⟨
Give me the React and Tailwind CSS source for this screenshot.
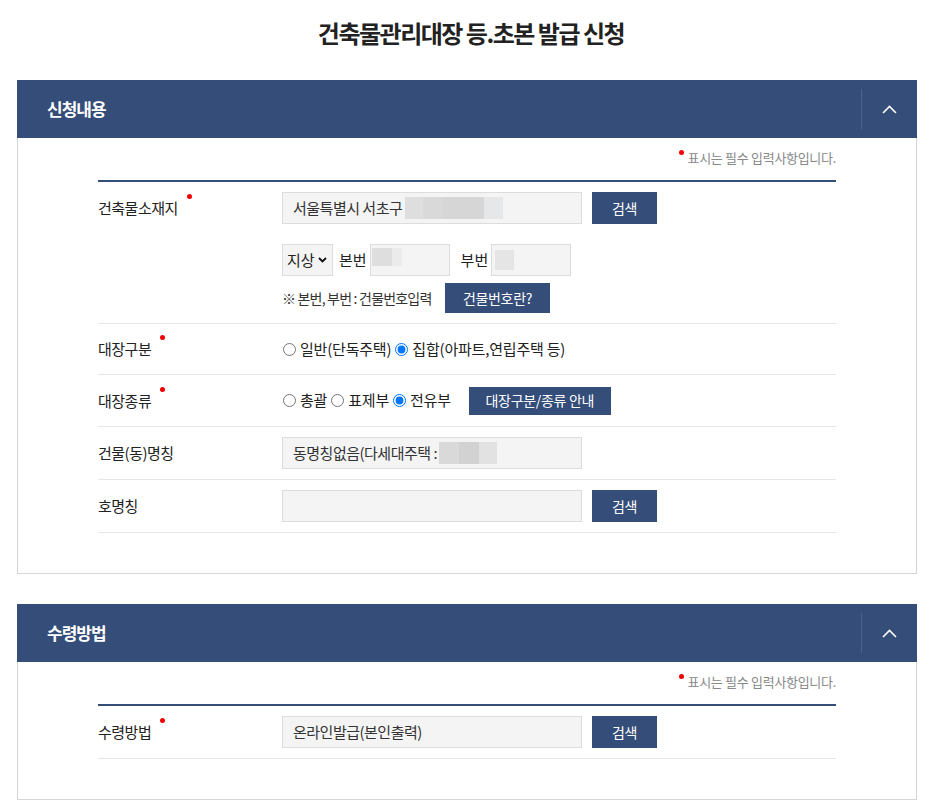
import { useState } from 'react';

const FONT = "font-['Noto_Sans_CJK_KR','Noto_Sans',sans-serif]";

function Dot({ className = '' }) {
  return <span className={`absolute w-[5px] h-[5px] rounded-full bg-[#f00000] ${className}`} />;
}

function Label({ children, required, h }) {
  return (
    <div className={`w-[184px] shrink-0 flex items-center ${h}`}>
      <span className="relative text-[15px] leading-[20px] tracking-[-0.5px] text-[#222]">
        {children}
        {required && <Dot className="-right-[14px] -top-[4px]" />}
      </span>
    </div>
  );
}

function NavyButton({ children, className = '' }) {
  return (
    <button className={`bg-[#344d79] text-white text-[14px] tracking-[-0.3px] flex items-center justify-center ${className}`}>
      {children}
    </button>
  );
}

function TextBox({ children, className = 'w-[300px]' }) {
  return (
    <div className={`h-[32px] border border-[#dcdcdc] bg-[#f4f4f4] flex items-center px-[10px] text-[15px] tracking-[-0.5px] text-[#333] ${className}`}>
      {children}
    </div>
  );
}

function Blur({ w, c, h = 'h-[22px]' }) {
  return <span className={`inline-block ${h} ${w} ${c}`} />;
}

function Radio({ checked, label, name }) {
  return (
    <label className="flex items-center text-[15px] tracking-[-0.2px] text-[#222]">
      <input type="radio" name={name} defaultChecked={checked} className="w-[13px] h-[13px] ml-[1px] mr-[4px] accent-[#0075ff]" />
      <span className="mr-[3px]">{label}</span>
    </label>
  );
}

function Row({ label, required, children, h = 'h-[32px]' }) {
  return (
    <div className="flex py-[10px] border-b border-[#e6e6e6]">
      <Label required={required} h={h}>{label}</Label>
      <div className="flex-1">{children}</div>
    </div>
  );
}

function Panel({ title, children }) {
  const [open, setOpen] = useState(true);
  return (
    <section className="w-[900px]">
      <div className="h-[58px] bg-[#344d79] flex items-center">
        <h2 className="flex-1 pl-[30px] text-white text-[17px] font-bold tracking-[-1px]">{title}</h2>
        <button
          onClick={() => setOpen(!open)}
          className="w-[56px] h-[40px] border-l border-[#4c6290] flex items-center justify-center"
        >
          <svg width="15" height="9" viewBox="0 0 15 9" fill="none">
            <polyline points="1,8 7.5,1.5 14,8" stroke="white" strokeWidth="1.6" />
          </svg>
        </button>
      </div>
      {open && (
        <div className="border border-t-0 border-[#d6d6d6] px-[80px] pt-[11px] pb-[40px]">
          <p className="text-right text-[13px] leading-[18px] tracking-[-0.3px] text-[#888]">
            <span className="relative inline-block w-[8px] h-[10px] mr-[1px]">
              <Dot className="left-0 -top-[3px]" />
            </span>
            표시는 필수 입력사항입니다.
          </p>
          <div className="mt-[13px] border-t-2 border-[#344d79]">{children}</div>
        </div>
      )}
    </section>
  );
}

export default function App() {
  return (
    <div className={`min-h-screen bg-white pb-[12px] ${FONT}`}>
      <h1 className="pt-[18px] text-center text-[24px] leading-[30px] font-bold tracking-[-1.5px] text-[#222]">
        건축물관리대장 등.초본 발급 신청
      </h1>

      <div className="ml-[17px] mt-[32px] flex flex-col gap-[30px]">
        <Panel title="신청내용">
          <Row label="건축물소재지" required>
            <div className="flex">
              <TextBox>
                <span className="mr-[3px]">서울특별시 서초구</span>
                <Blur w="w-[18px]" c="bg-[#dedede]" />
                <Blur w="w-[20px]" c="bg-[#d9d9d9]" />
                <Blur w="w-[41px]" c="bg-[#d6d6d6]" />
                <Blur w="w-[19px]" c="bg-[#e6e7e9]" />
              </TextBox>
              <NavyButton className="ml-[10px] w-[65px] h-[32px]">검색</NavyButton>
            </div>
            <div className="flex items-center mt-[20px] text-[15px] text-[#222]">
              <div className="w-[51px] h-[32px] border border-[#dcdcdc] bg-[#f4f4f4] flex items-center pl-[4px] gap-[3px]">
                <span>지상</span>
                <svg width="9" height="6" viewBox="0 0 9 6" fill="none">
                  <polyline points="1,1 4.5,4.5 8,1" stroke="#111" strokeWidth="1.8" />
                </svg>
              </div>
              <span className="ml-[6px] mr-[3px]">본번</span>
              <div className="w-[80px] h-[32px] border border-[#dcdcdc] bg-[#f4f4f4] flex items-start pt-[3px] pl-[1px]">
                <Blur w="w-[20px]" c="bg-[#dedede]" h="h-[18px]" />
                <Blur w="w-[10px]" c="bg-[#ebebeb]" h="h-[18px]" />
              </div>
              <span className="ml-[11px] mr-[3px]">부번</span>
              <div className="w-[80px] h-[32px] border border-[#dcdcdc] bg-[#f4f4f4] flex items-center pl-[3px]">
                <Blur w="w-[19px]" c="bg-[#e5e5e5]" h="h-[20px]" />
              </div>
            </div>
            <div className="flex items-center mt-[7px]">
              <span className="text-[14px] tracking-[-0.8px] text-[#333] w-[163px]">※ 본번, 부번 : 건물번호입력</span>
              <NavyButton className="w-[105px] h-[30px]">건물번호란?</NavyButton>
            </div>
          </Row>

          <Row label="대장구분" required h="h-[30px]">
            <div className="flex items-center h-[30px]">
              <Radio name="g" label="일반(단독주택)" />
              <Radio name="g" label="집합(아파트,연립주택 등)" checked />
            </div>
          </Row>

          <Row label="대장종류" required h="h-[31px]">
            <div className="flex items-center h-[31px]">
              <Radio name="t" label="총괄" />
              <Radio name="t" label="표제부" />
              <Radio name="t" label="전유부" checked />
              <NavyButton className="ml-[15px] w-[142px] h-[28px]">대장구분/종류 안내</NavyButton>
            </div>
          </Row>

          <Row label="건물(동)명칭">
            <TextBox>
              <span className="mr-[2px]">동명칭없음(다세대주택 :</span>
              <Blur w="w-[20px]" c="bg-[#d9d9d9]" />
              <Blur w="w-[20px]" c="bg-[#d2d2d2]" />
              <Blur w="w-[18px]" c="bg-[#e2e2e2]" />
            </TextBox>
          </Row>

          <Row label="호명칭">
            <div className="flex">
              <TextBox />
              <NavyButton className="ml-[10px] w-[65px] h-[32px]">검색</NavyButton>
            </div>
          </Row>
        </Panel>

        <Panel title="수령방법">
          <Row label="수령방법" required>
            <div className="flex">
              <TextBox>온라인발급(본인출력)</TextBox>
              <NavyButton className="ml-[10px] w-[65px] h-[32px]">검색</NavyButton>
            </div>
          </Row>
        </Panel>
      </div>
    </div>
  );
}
⟩
§ EXERCISE PROMPT: Repeat the listing in full and exactly. Do not include any images.

§ TASK SOLUTION:
Give me the React and Tailwind CSS source for this screenshot.
import { useState } from 'react';

const FONT = "font-['Noto_Sans_CJK_KR','Noto_Sans',sans-serif]";

function Dot({ className = '' }) {
  return <span className={`absolute w-[5px] h-[5px] rounded-full bg-[#f00000] ${className}`} />;
}

function Label({ children, required, h }) {
  return (
    <div className={`w-[184px] shrink-0 flex items-center ${h}`}>
      <span className="relative text-[15px] leading-[20px] tracking-[-0.5px] text-[#222]">
        {children}
        {required && <Dot className="-right-[14px] -top-[4px]" />}
      </span>
    </div>
  );
}

function NavyButton({ children, className = '' }) {
  return (
    <button className={`bg-[#344d79] text-white text-[14px] tracking-[-0.3px] flex items-center justify-center ${className}`}>
      {children}
    </button>
  );
}

function TextBox({ children, className = 'w-[300px]' }) {
  return (
    <div className={`h-[32px] border border-[#dcdcdc] bg-[#f4f4f4] flex items-center px-[10px] text-[15px] tracking-[-0.5px] text-[#333] ${className}`}>
      {children}
    </div>
  );
}

function Blur({ w, c, h = 'h-[22px]' }) {
  return <span className={`inline-block ${h} ${w} ${c}`} />;
}

function Radio({ checked, label, name }) {
  return (
    <label className="flex items-center text-[15px] tracking-[-0.2px] text-[#222]">
      <input type="radio" name={name} defaultChecked={checked} className="w-[13px] h-[13px] ml-[1px] mr-[4px] accent-[#0075ff]" />
      <span className="mr-[3px]">{label}</span>
    </label>
  );
}

function Row({ label, required, children, h = 'h-[32px]' }) {
  return (
    <div className="flex py-[10px] border-b border-[#e6e6e6]">
      <Label required={required} h={h}>{label}</Label>
      <div className="flex-1">{children}</div>
    </div>
  );
}

function Panel({ title, children }) {
  const [open, setOpen] = useState(true);
  return (
    <section className="w-[900px]">
      <div className="h-[58px] bg-[#344d79] flex items-center">
        <h2 className="flex-1 pl-[30px] text-white text-[17px] font-bold tracking-[-1px]">{title}</h2>
        <button
          onClick={() => setOpen(!open)}
          className="w-[56px] h-[40px] border-l border-[#4c6290] flex items-center justify-center"
        >
          <svg width="15" height="9" viewBox="0 0 15 9" fill="none">
            <polyline points="1,8 7.5,1.5 14,8" stroke="white" strokeWidth="1.6" />
          </svg>
        </button>
      </div>
      {open && (
        <div className="border border-t-0 border-[#d6d6d6] px-[80px] pt-[11px] pb-[40px]">
          <p className="text-right text-[13px] leading-[18px] tracking-[-0.3px] text-[#888]">
            <span className="relative inline-block w-[8px] h-[10px] mr-[1px]">
              <Dot className="left-0 -top-[3px]" />
            </span>
            표시는 필수 입력사항입니다.
          </p>
          <div className="mt-[13px] border-t-2 border-[#344d79]">{children}</div>
        </div>
      )}
    </section>
  );
}

export default function App() {
  return (
    <div className={`min-h-screen bg-white pb-[12px] ${FONT}`}>
      <h1 className="pt-[18px] text-center text-[24px] leading-[30px] font-bold tracking-[-1.5px] text-[#222]">
        건축물관리대장 등.초본 발급 신청
      </h1>

      <div className="ml-[17px] mt-[32px] flex flex-col gap-[30px]">
        <Panel title="신청내용">
          <Row label="건축물소재지" required>
            <div className="flex">
              <TextBox>
                <span className="mr-[3px]">서울특별시 서초구</span>
                <Blur w="w-[18px]" c="bg-[#dedede]" />
                <Blur w="w-[20px]" c="bg-[#d9d9d9]" />
                <Blur w="w-[41px]" c="bg-[#d6d6d6]" />
                <Blur w="w-[19px]" c="bg-[#e6e7e9]" />
              </TextBox>
              <NavyButton className="ml-[10px] w-[65px] h-[32px]">검색</NavyButton>
            </div>
            <div className="flex items-center mt-[20px] text-[15px] text-[#222]">
              <div className="w-[51px] h-[32px] border border-[#dcdcdc] bg-[#f4f4f4] flex items-center pl-[4px] gap-[3px]">
                <span>지상</span>
                <svg width="9" height="6" viewBox="0 0 9 6" fill="none">
                  <polyline points="1,1 4.5,4.5 8,1" stroke="#111" strokeWidth="1.8" />
                </svg>
              </div>
              <span className="ml-[6px] mr-[3px]">본번</span>
              <div className="w-[80px] h-[32px] border border-[#dcdcdc] bg-[#f4f4f4] flex items-start pt-[3px] pl-[1px]">
                <Blur w="w-[20px]" c="bg-[#dedede]" h="h-[18px]" />
                <Blur w="w-[10px]" c="bg-[#ebebeb]" h="h-[18px]" />
              </div>
              <span className="ml-[11px] mr-[3px]">부번</span>
              <div className="w-[80px] h-[32px] border border-[#dcdcdc] bg-[#f4f4f4] flex items-center pl-[3px]">
                <Blur w="w-[19px]" c="bg-[#e5e5e5]" h="h-[20px]" />
              </div>
            </div>
            <div className="flex items-center mt-[7px]">
              <span className="text-[14px] tracking-[-0.8px] text-[#333] w-[163px]">※ 본번, 부번 : 건물번호입력</span>
              <NavyButton className="w-[105px] h-[30px]">건물번호란?</NavyButton>
            </div>
          </Row>

          <Row label="대장구분" required h="h-[30px]">
            <div className="flex items-center h-[30px]">
              <Radio name="g" label="일반(단독주택)" />
              <Radio name="g" label="집합(아파트,연립주택 등)" checked />
            </div>
          </Row>

          <Row label="대장종류" required h="h-[31px]">
            <div className="flex items-center h-[31px]">
              <Radio name="t" label="총괄" />
              <Radio name="t" label="표제부" />
              <Radio name="t" label="전유부" checked />
              <NavyButton className="ml-[15px] w-[142px] h-[28px]">대장구분/종류 안내</NavyButton>
            </div>
          </Row>

          <Row label="건물(동)명칭">
            <TextBox>
              <span className="mr-[2px]">동명칭없음(다세대주택 :</span>
              <Blur w="w-[20px]" c="bg-[#d9d9d9]" />
              <Blur w="w-[20px]" c="bg-[#d2d2d2]" />
              <Blur w="w-[18px]" c="bg-[#e2e2e2]" />
            </TextBox>
          </Row>

          <Row label="호명칭">
            <div className="flex">
              <TextBox />
              <NavyButton className="ml-[10px] w-[65px] h-[32px]">검색</NavyButton>
            </div>
          </Row>
        </Panel>

        <Panel title="수령방법">
          <Row label="수령방법" required>
            <div className="flex">
              <TextBox>온라인발급(본인출력)</TextBox>
              <NavyButton className="ml-[10px] w-[65px] h-[32px]">검색</NavyButton>
            </div>
          </Row>
        </Panel>
      </div>
    </div>
  );
}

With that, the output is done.